- EXERCISE BRIEF: Extract only the first line of the listing and every line after it up to and including the one with "import React from 'react';". Omit the pictures.

- STORED DATA:
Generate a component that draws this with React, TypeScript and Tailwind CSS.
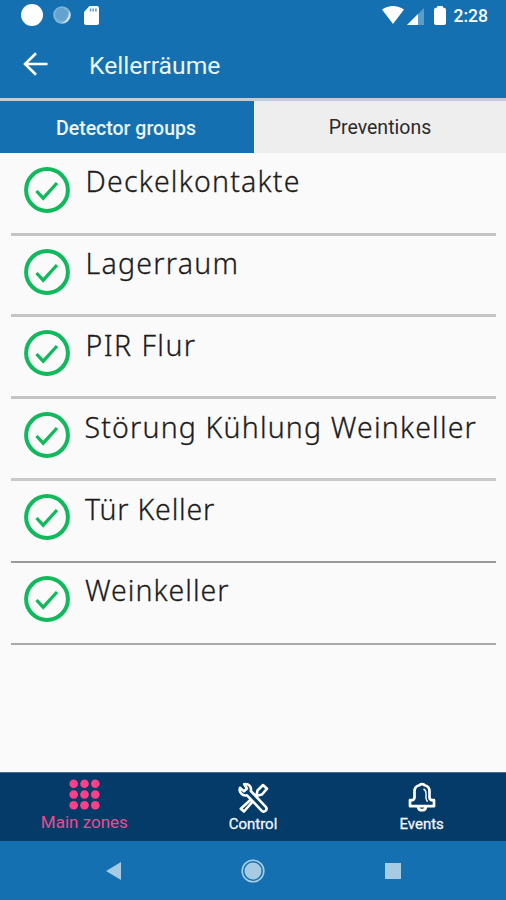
import React from 'react';

const groups = [
  { name: 'Deckelkontakte', text: 'tracking-[1.200px] ml-[14.500px]', line: 'h-[3px] bg-[#c4c4c4]' },
  { name: 'Lagerraum', text: 'tracking-[1.250px] ml-[14.500px]', line: 'h-[3px] bg-[#c4c4c4]' },
  { name: 'PIR Flur', text: 'tracking-[1.450px] ml-[14.500px]', line: 'h-[3px] bg-[#c4c4c4]' },
  { name: 'Störung Kühlung Weinkeller', text: 'tracking-[1.170px] ml-[13.500px]', line: 'h-[3px] bg-[#c8c8c8]' },
  { name: 'Tür Keller', text: 'tracking-[0.800px] ml-[14px]', line: 'h-[2px] bg-[#999999]' },
  { name: 'Weinkeller', text: 'tracking-[1.000px] ml-[14px]', line: 'h-[2px] bg-[#a8a8a8]' },
];

const CheckIcon: React.FC = () => (
  <svg className="w-[48px] h-[48px] shrink-0" viewBox="0 0 48 48" fill="none" stroke="#0fb95c">
    <circle cx="24" cy="24" r="20.9" strokeWidth="4" />
    <path d="M13.500 25l6.700 7.200L34 17" strokeWidth="3.300" />
  </svg>
);

const StatusBar: React.FC = () => (
  <div className="h-8 flex items-center justify-between pl-[21px] pr-[18px]">
    <div className="flex items-center">
      <div className="w-[22px] h-[22px] rounded-full bg-white -mt-[2px]" />
      <svg className="w-[18px] h-[18px] ml-[10px] -mt-[2px]" viewBox="0 0 18 18">
        <circle cx="9" cy="9" r="8.800" fill="#7db4d8" />
        <path d="M16.500 5a8.500 8.500 0 0 1-9 12.200c5-.6 8.500-5 9-12.200z" fill="#d3e9f6" />
        <circle cx="8.500" cy="8.500" r="6.500" fill="#64a3ce" />
      </svg>
      <svg className="w-[15px] h-[19px] ml-[13px] -mt-px" viewBox="0 0 15 19">
        <path d="M5.500 0H13a2 2 0 0 1 2 2v15a2 2 0 0 1-2 2H2a2 2 0 0 1-2-2V6z" fill="#fff" />
        <path d="M6.500 2.500v3M9.200 2.500v3M11.900 2.500v3" stroke="#5f9fcb" strokeWidth="1.600" />
      </svg>
    </div>
    <div className="flex items-center">
      <svg className="w-[22px] h-[18px] -mt-[2px]" viewBox="0 0 22 18">
        <path d="M0 3.600C6.500-1.100 15.500-1.100 22 3.600L11 18z" fill="#fff" />
      </svg>
      <svg className="w-[17px] h-[17px] ml-[3px]" viewBox="0 0 17 17">
        <path d="M17 0v17H0z" fill="#5b9dca" />
        <path d="M11 6v11H0z" fill="#fff" />
      </svg>
      <svg className="w-[12px] h-[19px] ml-[10px] -mt-px" viewBox="0 0 12 19">
        <path d="M3.500 0h5l.8 1.700H10a2 2 0 0 1 2 2V17a2 2 0 0 1-2 2H2a2 2 0 0 1-2-2V3.700a2 2 0 0 1 2-2h.7z" fill="#fff" />
      </svg>
      <span className="ml-[8px] text-[17.500px] font-medium text-white leading-8">2:28</span>
    </div>
  </div>
);

const ToolsIcon: React.FC = () => (
  <svg className="w-[32px] h-[32px]" viewBox="0 0 32 32" fill="#043b68" stroke="#fff" strokeWidth="2.600" strokeLinejoin="round">
    <path d="M20.500 8.500l5.500-5.500 4 3.700-5 5.800-4 1L7 29.500l-3.200-2.800L19.800 12z" />
    <path d="M3 5.800l4 3.400 3-2.700-2.800-4.300c4.300-.8 7.700 2.500 6.600 6.800l15 15.800c2.300 2.600-1.300 6.300-4 4L10 13.300C5.500 14.500 1.500 10.200 3 5.800z" />
  </svg>
);

const BellIcon: React.FC = () => (
  <svg className="w-[28px] h-[30px]" viewBox="0 0 28 30" fill="none" stroke="#fff" strokeWidth="2.700" strokeLinejoin="round">
    <path d="M10 24.500c.5 5 7.500 5 8 0" />
    <path d="M2 24.200v-6h2.500c1.500-.6 2-1.500 2-3V9.500c0-3.500 2-5.600 5-6.200.5-1.600 4.500-1.600 5 0 3 .6 5 2.700 5 6.200v5.700c0 1.500.5 2.400 2 3H26v6z" />
    <path d="M15.500 7c2 .8 2.500 2.500 2.500 4.500v5l1.500 3.300" strokeWidth="1.400" />
  </svg>
);

const DotsIcon: React.FC = () => (
  <svg className="w-[31px] h-[31px]" viewBox="0 0 31 31" fill="#ff4088">
    {[4.7, 15.5, 26.3].map((y) => [4.7, 15.5, 26.3].map((x) => <circle key={`${x}-${y}`} cx={x} cy={y} r="4.300" />))}
  </svg>
);

const App: React.FC = () => {
  return (
    <div className="w-[506px] h-[900px] flex flex-col overflow-hidden bg-[#fafafa] font-['Roboto',sans-serif]">
      <header className="h-[98px] shrink-0 bg-[#1470b0]">
        <StatusBar />
        <div className="h-[66px] flex items-center pl-[23px]">
          <svg className="w-[25px] h-[24px] -mt-[2px]" viewBox="0 0 25 24" fill="none" stroke="#fff" strokeWidth="2.600">
            <path d="M24.500 12H2M13 1.300L2 12l11 10.700" />
          </svg>
          <h1 className="ml-[41px] mt-[3px] text-[24.700px] text-[#eaf6ff] leading-none">Kellerräume</h1>
        </div>
      </header>

      <div className="h-[55px] shrink-0 flex border-t-[3px] border-[#c9cbd2]">
        <div className="w-[254px] bg-[#1470b0] text-[#eaf6ff] text-[19.500px] flex items-center justify-center pt-[4px] pr-[2px]">
          <span className="font-medium">Detector groups</span>
        </div>
        <div className="flex-1 bg-[#eeeeee] text-[#2b2b2b] text-[19.500px] flex items-center justify-center pt-[2px]">
          <span>Preventions</span>
        </div>
      </div>

      <main className="flex-1 pl-[11px] pr-[10px] pt-[0.800px]">
        {groups.map((group) => (
          <div key={group.name} className="h-[81.800px] flex flex-col">
            <div className="flex-1 flex items-start pl-[12px] pt-[12px]">
              <CheckIcon />
              <span className={`font-['Noto_Sans',sans-serif] font-light text-[28.500px] leading-[32px] -mt-[0.400px] whitespace-nowrap text-[#1c1c1c] [-webkit-text-stroke:0.300px_#1c1c1c] ${group.text}`}>
                {group.name}
              </span>
            </div>
            <div className={group.line} />
          </div>
        ))}
      </main>

      <nav className="h-[69px] shrink-0 grid grid-cols-3 bg-[#043b68] border-t border-[#4b6b8c]">
        <div className="flex flex-col items-center pt-[6px] text-[#ee4a8c]">
          <DotsIcon />
          <span className="mt-[2px] text-[17px] leading-[20px]">Main zones</span>
        </div>
        <div className="flex flex-col items-center pt-[9px] text-[#f2f7ff]">
          <ToolsIcon />
          <span className="text-[15px] leading-[20px] [-webkit-text-stroke:0.300px_#f2f7ff]">Control</span>
        </div>
        <div className="flex flex-col items-center pt-[9px] text-[#f2f7ff]">
          <BellIcon />
          <span className="mt-[2px] text-[15px] leading-[20px] [-webkit-text-stroke:0.300px_#f2f7ff]">Events</span>
        </div>
      </nav>

      <div className="h-[59px] shrink-0 flex items-center bg-[#1470b0] pl-[106px]">
        <svg className="w-[15px] h-[18px]" viewBox="0 0 15 18">
          <path d="M0 9L15 0v18z" fill="#a6cbe3" />
        </svg>
        <svg className="w-[24px] h-[24px] ml-[120px]" viewBox="0 0 24 24">
          <circle cx="12" cy="12" r="10.800" fill="none" stroke="#a6cbe3" strokeWidth="1.600" />
          <circle cx="12" cy="12" r="8.500" fill="#a6cbe3" />
        </svg>
        <div className="w-4 h-4 ml-[120px] bg-[#a6cbe3]" />
      </div>
    </div>
  );
};

export default App;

- EXERCISE OUTPUT:
Generate a component that draws this with React, TypeScript and Tailwind CSS.
import React from 'react';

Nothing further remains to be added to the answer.